The upshot of this theory is that any tweaks to an original strategy idea that are motivated by an improvement of backtest performance contribute to overfitting bias. If the research process is transparent, an indication of the bias is the ‘sign flipping ratio’ resulting from the tweaks. If the research process is intransparent we must form a judgment on how much tweaking has plausibly been applied, possibly by asking for statistics on other ‘untweaked’ versions of the strategy.
This does not mean that past performance cannot be a guide for strategy design, but only that improvements that arise from this ‘tweaking’ should not affect our judgment on out-of-sample performance.

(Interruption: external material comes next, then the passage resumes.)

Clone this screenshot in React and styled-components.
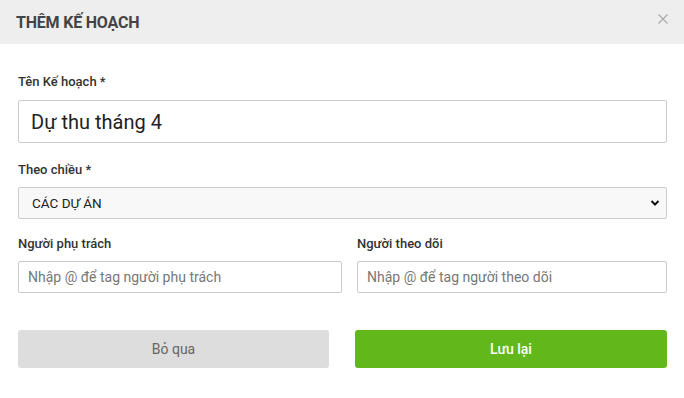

Why long backtests do not prevent overfitting

“The quality of the estimate may be increased only by increasing the length of the backtest. In practice, however, for many asset types backtests are limited to (at most) a couple of decades of daily data…For a Sharpe ratio of 0.5 one needs 43 years of backtest data in order to be 99:9% confident that the performance is significantly different from noise….In practice, an asset manager would appraise the residual performance with respect to existing strategies. Residual Sharpe ratios on the order of 0.3-0:5 are commonplace in the CTA [commodity trading advisors, i.e. systematic investment funds] space.”

“For small values of the [sign-flipping] parameter at least, the overfitting factor diminishes in value for longer backtests [but] converges [towards a finite positive value that is proportionate to targeted threshold Sharpe ratio] for large values of the sample size. This is because the probability that the original realization will cross the threshold drops with increasing sample size and consequently the probability of the researcher’s intervention increases accordingly…[Morevover, ] since effectively a fraction of the backtest is used for overfitting, increasing the length of the backtest also increases the overfitting freedom and the conditional expectation does not vary much.”

“The more overfitting freedom, the higher the level of overfitting. Lower Sharpe ratio strategies are more strongly impacted than the higher Sharpe strategies.”